Keluhan Pengusaha Harus Bayar Penuh THR Saat Bisnis Belum Pulih

Adi Maulana Ibrahim |Katadata
Sejumlah massa yang tergabung dalam Konfederasi Serikat Pekerja Indonesia (KSPI) menggelar aksi unduk rasa di kawasan Patung Kuda, Jakarta Pusat, Senin (12/4/2021). Para burun menuntut upah minimum sektoral kabupaten/kota (UMSK) 2021 tétap diberlakukan, serta menolak pembayaran Tunjangan Hari Raya (THR) lebaran dengan cara dicicil.
14/4/2021, 11.51 WIB

Menteri Ketenagakerjaan (Menaker) Ida Fauziyah mewajibkan pengusaha membayar tunjangan hari raya (THR) secara penuh kepada pekerja. Berbeda dengan tahun lalu, THR juga tak boleh dicicil dan harus dibayarkan paling lambat tujuh hari sebelum lebaran.

Wakil Ketua Umum Kadin Indonesia bidang Ketenagakerjaan dan Hubungan Industrial, Anton J Supit mengatakan kebijakan pembayaran THR secara penuh dapat menjadi persoalan bagi sebagian perusahaan. Sebab, ada sektor industri yang belum pulih dari dampak pandemi Covid-19.

Dalam edaran Menteri Ida, perusahaan yang tidak mampun membayar THR tujuh hari sebelum hari raya harus berunding dengan pekerja/buruh, dan tetap membayar THR paling lambat satu hari sebelum lebaran.

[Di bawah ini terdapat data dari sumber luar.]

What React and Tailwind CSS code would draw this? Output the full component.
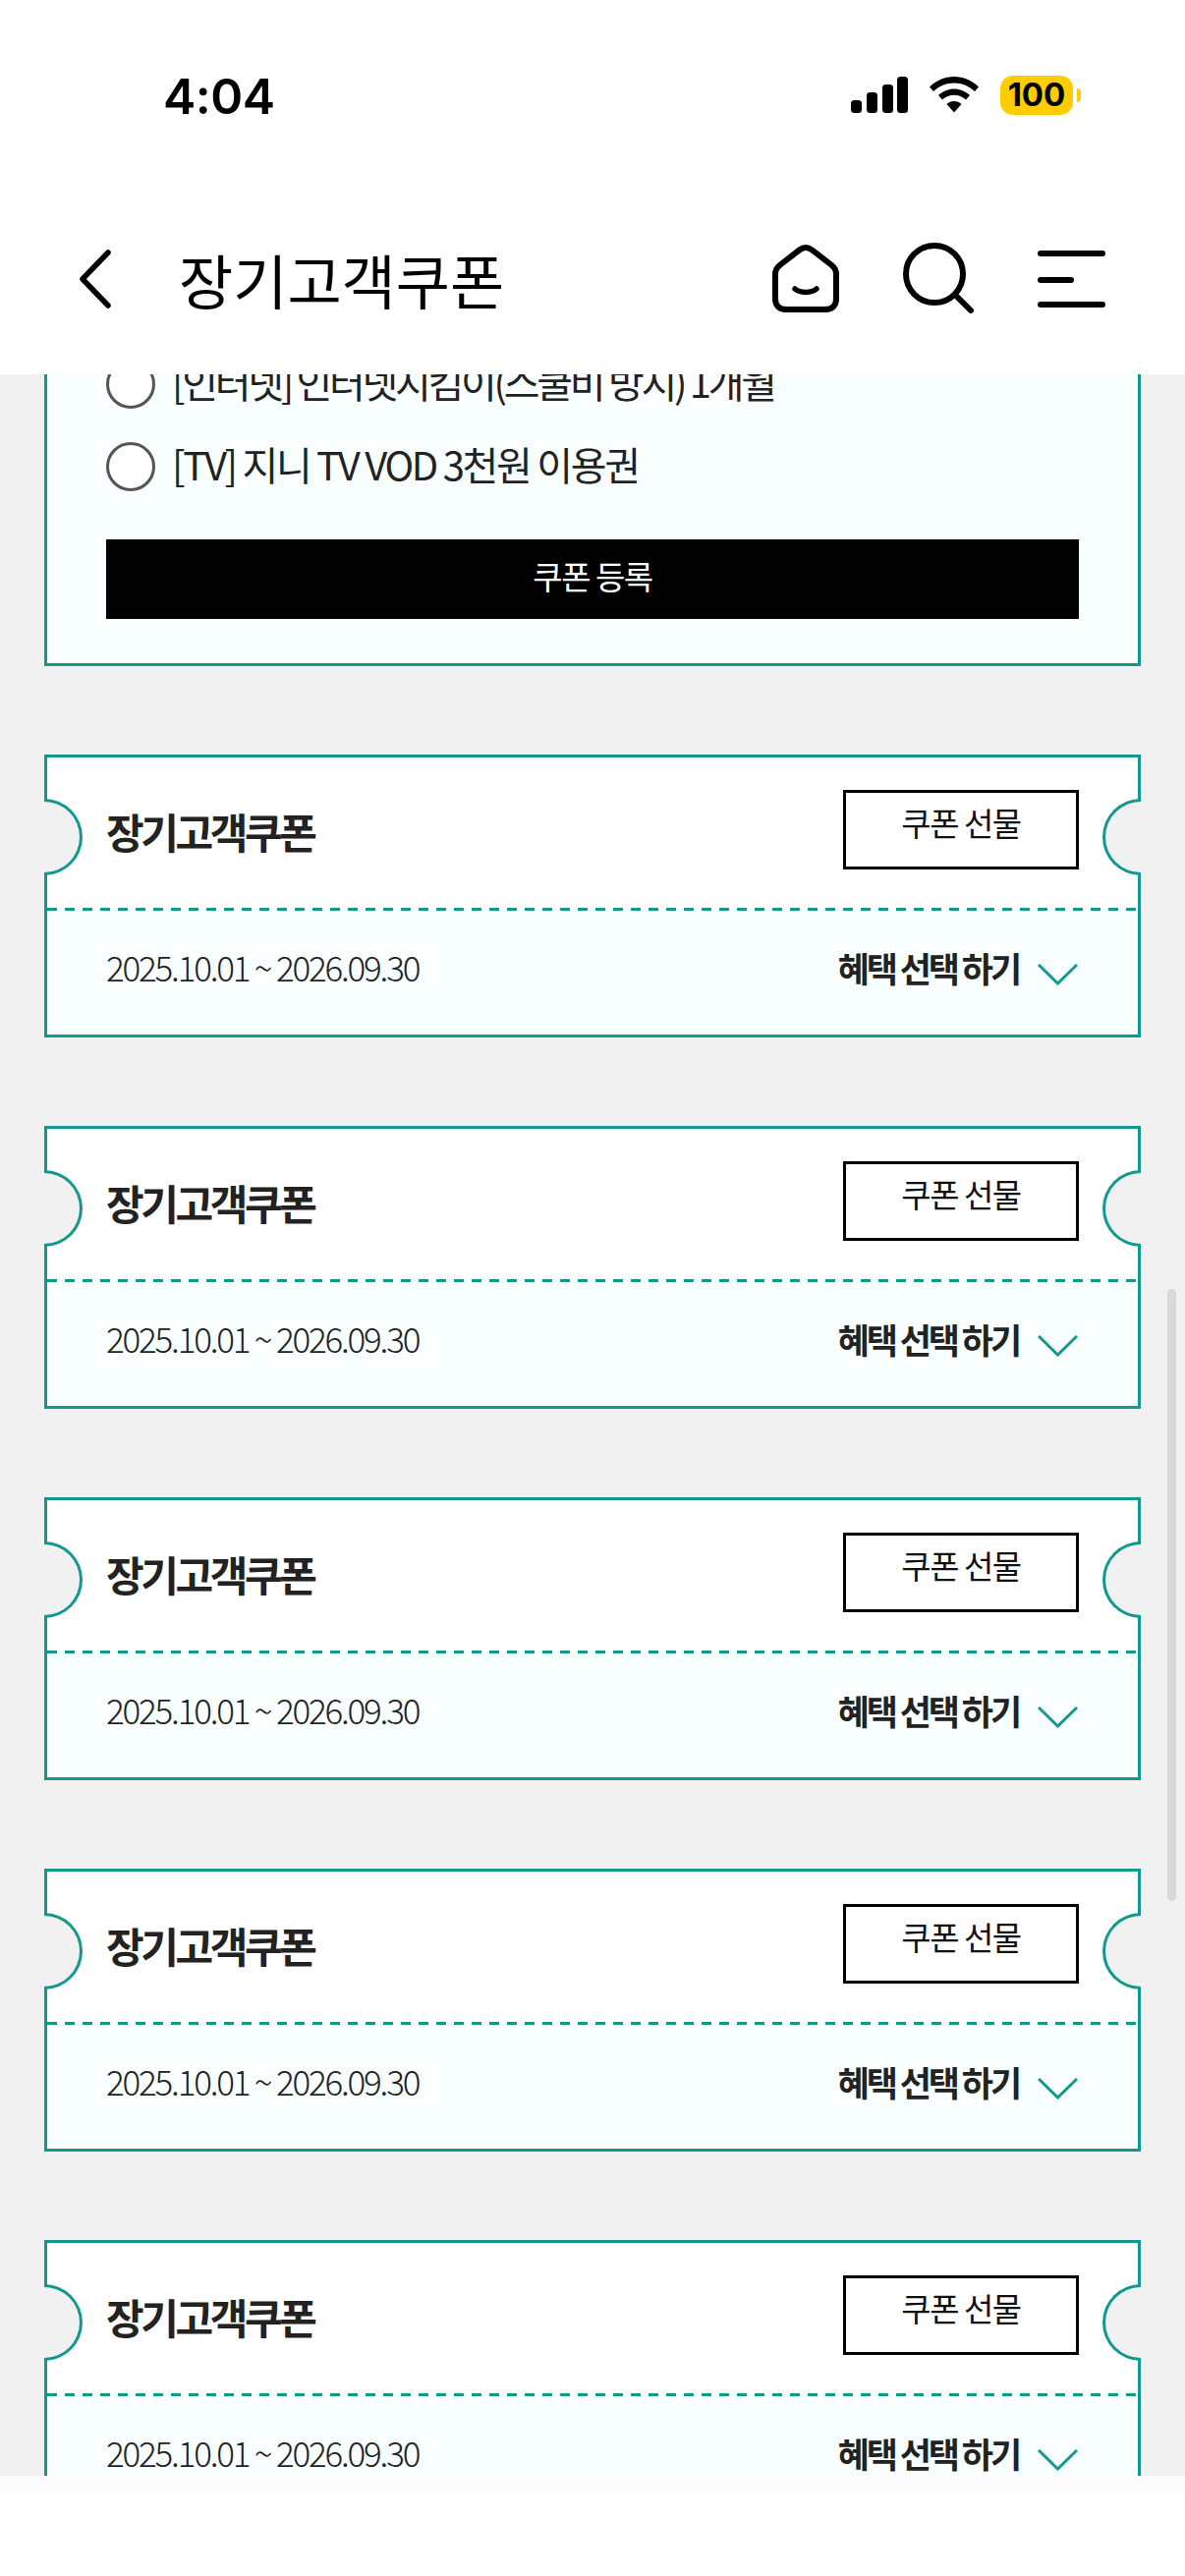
const cards = [0, 1, 2, 3, 4];

function StatusBar() {
  return (
    <div className="flex h-[136px] items-start justify-between pl-[166px] pr-[106px] pt-[73px]">
      <span className="font-['Inter',sans-serif] text-[50px] leading-[50px] font-semibold tracking-[-0.5px] text-black">4:04</span>
      <div className="flex items-center gap-[22px] pt-[4px]">
        <svg width="58" height="38" viewBox="0 0 58 38" className="fill-black">
          <rect x="0" y="24" width="11" height="13" rx="3.5" />
          <rect x="16" y="16" width="11" height="21" rx="3.5" />
          <rect x="32" y="8" width="11" height="29" rx="3.5" />
          <rect x="47" y="0" width="11" height="37" rx="3.5" />
        </svg>
        <svg width="50" height="38" viewBox="0 0 50 38" className="fill-black">
          <path d="M25 0C15.500 0 7 3.800 0 10.500L4 15C9.500 9.600 17 6.400 25 6.400C33 6.400 40.500 9.600 46 15L50 10.500C43 3.800 34.500 0 25 0Z" />
          <path d="M25 12.500C19 12.500 13.500 15 9 19L13 23.500C16.200 20.500 20.500 18.800 25 18.800C29.500 18.800 33.800 20.500 37 23.500L41 19C36.500 15 31 12.500 25 12.500Z" />
          <path d="M25 25C22 25 19.500 26 17.500 28L25 36.500L32.500 28C30.500 26 28 25 25 25Z" />
        </svg>
        <div className="flex items-center gap-[4px]">
          <div className="flex h-[40px] w-[74px] items-center justify-center rounded-[13px] bg-[#ffcc00] font-['Inter',sans-serif] text-[33px] font-bold text-black">
            100
          </div>
          <div className="h-[14px] w-[4px] rounded-r-full bg-[#ffcc00]"></div>
        </div>
      </div>
    </div>
  );
}

function NavBar() {
  return (
    <div className="flex h-[245px] items-start pt-[105px]">
      <svg width="36" height="60" viewBox="0 0 36 60" fill="none" stroke="black" strokeWidth="5.500" strokeLinecap="round" strokeLinejoin="round" className="ml-[79px] mt-[13px]">
        <path d="M31 3L5 30L31 57" />
      </svg>
      <h1 className="ml-[67px] mt-[5px] text-[60px] leading-[76px] font-normal text-black">장기고객쿠폰</h1>
      <div className="ml-auto mr-[81px] flex items-start">
        <svg width="72" height="72" viewBox="0 0 72 72" fill="none" stroke="black" strokeWidth="6" className="mt-[7px]">
          <path d="M36 4C33.500 4 31.500 5 29.500 6.500L9.500 22C6.500 24.500 5 27 5 31V56C5 63 9 67 16 67H56C63 67 67 63 67 56V31C67 27 65.500 24.500 62.500 22L42.500 6.500C40.500 5 38.500 4 36 4Z" strokeLinejoin="round" />
          <path d="M25 46C30 50.500 42 50.500 47 46" strokeLinecap="round" strokeWidth="5.500" />
        </svg>
        <svg width="76" height="76" viewBox="0 0 76 76" fill="none" stroke="black" strokeWidth="6" className="ml-[60px] mt-[3px]">
          <circle cx="35" cy="35" r="29" />
          <path d="M57 57L72 72" strokeLinecap="round" />
        </svg>
        <svg width="69" height="58" viewBox="0 0 69 58" className="ml-[64px] mt-[14px] fill-black">
          <rect x="0" y="0" width="69" height="6" rx="3" />
          <rect x="0" y="27" width="37" height="6" rx="3" />
          <rect x="0" y="52" width="69" height="6" rx="3" />
        </svg>
      </div>
    </div>
  );
}

function Radio({ label, tight }) {
  return (
    <label className="flex h-[50px] items-center gap-[17px]">
      <span className="h-[50px] w-[50px] shrink-0 rounded-full border-[3px] border-[#555] bg-white"></span>
      <span className={tight ? "mb-[6px] text-[40px] leading-[44px] tracking-[-3.3px] text-[#222]" : "mb-[6px] text-[40px] leading-[44px] tracking-[-2.3px] text-[#222]"}>{label}</span>
    </label>
  );
}

function SelectedCard() {
  return (
    <section className="mx-[45px] mt-[-18px] flex flex-col border-[3px] border-[#12998e] bg-[#f8fffe] px-[60px] pb-[45px]">
      <div className="flex flex-col gap-[34px]">
        <Radio tight label="[인터넷] 인터넷지킴이(스쿨비 방지) 1개월" />
        <Radio label="[TV] 지니 TV VOD 3천원 이용권" />
      </div>
      <button className="mt-[49px] h-[81px] bg-black pb-[6px] text-[33px] tracking-[-1.5px] text-white">쿠폰 등록</button>
    </section>
  );
}

function Notch({ side }) {
  if (side === "left") {
    return <div className="absolute left-[-3px] top-[42px] h-[78px] w-[39px] rounded-r-full border-y-[3px] border-r-[3px] border-[#12998e] bg-[#f1f1f1]"></div>;
  }
  return <div className="absolute right-[-3px] top-[42px] h-[78px] w-[39px] rounded-l-full border-y-[3px] border-l-[3px] border-[#12998e] bg-[#f1f1f1]"></div>;
}

function CouponCard() {
  return (
    <section className="mx-[45px] mt-[90px] border-[3px] border-[#12998e] bg-white">
      <div className="relative flex h-[153px] items-center justify-between px-[60px]">
        <Notch side="left" />
        <h2 className="mb-[4px] text-[42px] leading-[56px] font-bold tracking-[-3.4px] text-[#222]">장기고객쿠폰</h2>
        <button className="mb-[6px] h-[81px] w-[240px] border-[3px] border-black bg-white pb-[13px] text-[33px] tracking-[-1.5px] text-[#111]">쿠폰 선물</button>
        <Notch side="right" />
      </div>
      {/* dashes are longer than a css dashed border gives */}
      <div className="h-[3px] bg-[#f8fffe] bg-[repeating-linear-gradient(90deg,#12998e_0_10px,transparent_10px_18px)]"></div>
      <div className="flex h-[126px] items-center justify-between bg-[#f8fffe] pl-[60px] pr-[61px]">
        <span className="mb-[12px] text-[35px] leading-[44px] font-light tracking-[-2.2px] text-[#222]">2025.10.01 ~ 2026.09.30</span>
        <button className="flex items-center gap-[19px]">
          <span className="mb-[10px] text-[35px] leading-[44px] font-bold tracking-[-3.1px] text-[#222]">혜택 선택 하기</span>
          <svg width="41" height="22" viewBox="0 0 41 22" fill="none" stroke="#12998e" strokeWidth="3" className="mt-[4px]">
            <path d="M1 1L20.500 20L40 1" />
          </svg>
        </button>
      </div>
    </section>
  );
}

export default function App() {
  return (
    <div className="relative flex h-[2622px] w-[1206px] flex-col overflow-hidden bg-white font-['Noto_Sans_CJK_KR',sans-serif]">
      <header className="relative z-10 bg-white">
        <StatusBar />
        <NavBar />
      </header>
      <main className="h-[2139px] overflow-hidden bg-[#f1f1f1]">
        <SelectedCard />
        {cards.map((c) => (
          <CouponCard key={c} />
        ))}
      </main>
      <div className="h-[24px] bg-gradient-to-b from-[#fafafa] to-white"></div>
      <div className="absolute left-[1188px] top-[1312px] h-[623px] w-[9px] rounded-full bg-[#d8d8d8]"></div>
    </div>
  );
}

“Bagi yang tidak mampu bagaimana? Kalau orang sedang kesulitan dana, mau dikasih waktu satu bulan pun belum tentu mampu bayar,” kata Anton kepada Katadata, Senin, (15/4).

Menurutnya, dalam kondisi resesi ini, walaupun ada perusahaan yang sudah bisa mempertahankan bisnisnya, sebagian besar masih mengalami penurunan pendapatan. Terlebih pandemi Covid-19 yang belum diketahui kapan akan selesai.

“Kita ini sedang marathon, bukan sprint. Kita harus jaga nafas. Jadi jangan hanya pikirkan telurnya saja, ayamnya juga harus dijaga jangan sampai mati di tengah jalan,” ujar Anton.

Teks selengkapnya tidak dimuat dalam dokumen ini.